GOAL OF THE EXERCISE → Your task is to give the listing below back word for word, pictures excluded.
>>>
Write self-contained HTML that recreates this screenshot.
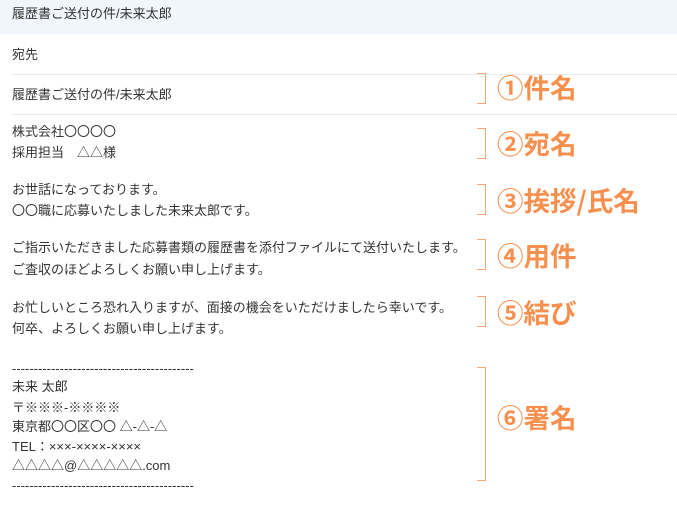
<!DOCTYPE html>
<html><head><meta charset="utf-8"><style>
body{margin:0;width:677px;height:512px;background:#fff;font-family:"Liberation Sans","Noto Sans CJK JP",sans-serif;color:#333;font-size:13px;position:relative;overflow:hidden}
.t{position:absolute;left:12px;white-space:nowrap;line-height:20px}
.hdr{position:absolute;left:0;top:0;width:677px;height:34px;background:#f1f5fc}
.ln{position:absolute;left:12px;right:0;height:1px;background:#e8e8e8}
.br{position:absolute;left:477px;width:8px;border:1.5px solid #f8a874;border-left:none}
.lb{position:absolute;left:497px;color:#f7904f;font-weight:bold;font-size:26.5px;line-height:30px;white-space:nowrap;font-family:"Noto Sans CJK JP",sans-serif}
</style></head><body>
<div class="hdr"></div>
<div class="t" style="top:4px">履歴書ご送付の件/未来太郎</div>
<div class="t" style="top:45px">宛先</div>
<div class="ln" style="top:74px"></div>
<div class="t" style="top:85px">履歴書ご送付の件/未来太郎</div>
<div class="ln" style="top:114px"></div>
<div class="t" style="top:122px">株式会社〇〇〇〇</div>
<div class="t" style="top:143px">採用担当　△△様</div>
<div class="t" style="top:180px">お世話になっております。</div>
<div class="t" style="top:201px">〇〇職に応募いたしました未来太郎です。</div>
<div class="t" style="top:238px">ご指示いただきました応募書類の履歴書を添付ファイルにて送付いたします。</div>
<div class="t" style="top:260px">ご査収のほどよろしくお願い申し上げます。</div>
<div class="t" style="top:298px">お忙しいところ恐れ入りますが、面接の機会をいただけましたら幸いです。</div>
<div class="t" style="top:319px">何卒、よろしくお願い申し上げます。</div>
<div class="t" style="top:359px">------------------------------------------</div>
<div class="t" style="top:377px">未来 太郎</div>
<div class="t" style="top:398px">〒※※※-※※※※</div>
<div class="t" style="top:417px">東京都〇〇区〇〇 △-△-△</div>
<div class="t" style="top:437px">TEL：×××-××××-××××</div>
<div class="t" style="top:456px">△△△△@△△△△△.com</div>
<div class="t" style="top:476px">------------------------------------------</div>
<div class="br" style="top:73px;height:29px"></div>
<div class="br" style="top:128px;height:29px"></div>
<div class="br" style="top:184px;height:29px"></div>
<div class="br" style="top:239px;height:29px"></div>
<div class="br" style="top:296px;height:29px"></div>
<div class="br" style="top:367px;height:112px"></div>
<div class="lb" style="top:72px">①件名</div>
<div class="lb" style="top:128px">②宛名</div>
<div class="lb" style="top:185px">③挨拶/氏名</div>
<div class="lb" style="top:240px">④用件</div>
<div class="lb" style="top:297px">⑤結び</div>
<div class="lb" style="top:402px">⑥署名</div>
</body></html>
<<<
ANSWER TO THE EXERCISE →
Write self-contained HTML that recreates this screenshot.
<!DOCTYPE html>
<html><head><meta charset="utf-8"><style>
body{margin:0;width:677px;height:512px;background:#fff;font-family:"Liberation Sans","Noto Sans CJK JP",sans-serif;color:#333;font-size:13px;position:relative;overflow:hidden}
.t{position:absolute;left:12px;white-space:nowrap;line-height:20px}
.hdr{position:absolute;left:0;top:0;width:677px;height:34px;background:#f1f5fc}
.ln{position:absolute;left:12px;right:0;height:1px;background:#e8e8e8}
.br{position:absolute;left:477px;width:8px;border:1.5px solid #f8a874;border-left:none}
.lb{position:absolute;left:497px;color:#f7904f;font-weight:bold;font-size:26.5px;line-height:30px;white-space:nowrap;font-family:"Noto Sans CJK JP",sans-serif}
</style></head><body>
<div class="hdr"></div>
<div class="t" style="top:4px">履歴書ご送付の件/未来太郎</div>
<div class="t" style="top:45px">宛先</div>
<div class="ln" style="top:74px"></div>
<div class="t" style="top:85px">履歴書ご送付の件/未来太郎</div>
<div class="ln" style="top:114px"></div>
<div class="t" style="top:122px">株式会社〇〇〇〇</div>
<div class="t" style="top:143px">採用担当　△△様</div>
<div class="t" style="top:180px">お世話になっております。</div>
<div class="t" style="top:201px">〇〇職に応募いたしました未来太郎です。</div>
<div class="t" style="top:238px">ご指示いただきました応募書類の履歴書を添付ファイルにて送付いたします。</div>
<div class="t" style="top:260px">ご査収のほどよろしくお願い申し上げます。</div>
<div class="t" style="top:298px">お忙しいところ恐れ入りますが、面接の機会をいただけましたら幸いです。</div>
<div class="t" style="top:319px">何卒、よろしくお願い申し上げます。</div>
<div class="t" style="top:359px">------------------------------------------</div>
<div class="t" style="top:377px">未来 太郎</div>
<div class="t" style="top:398px">〒※※※-※※※※</div>
<div class="t" style="top:417px">東京都〇〇区〇〇 △-△-△</div>
<div class="t" style="top:437px">TEL：×××-××××-××××</div>
<div class="t" style="top:456px">△△△△@△△△△△.com</div>
<div class="t" style="top:476px">------------------------------------------</div>
<div class="br" style="top:73px;height:29px"></div>
<div class="br" style="top:128px;height:29px"></div>
<div class="br" style="top:184px;height:29px"></div>
<div class="br" style="top:239px;height:29px"></div>
<div class="br" style="top:296px;height:29px"></div>
<div class="br" style="top:367px;height:112px"></div>
<div class="lb" style="top:72px">①件名</div>
<div class="lb" style="top:128px">②宛名</div>
<div class="lb" style="top:185px">③挨拶/氏名</div>
<div class="lb" style="top:240px">④用件</div>
<div class="lb" style="top:297px">⑤結び</div>
<div class="lb" style="top:402px">⑥署名</div>
</body></html>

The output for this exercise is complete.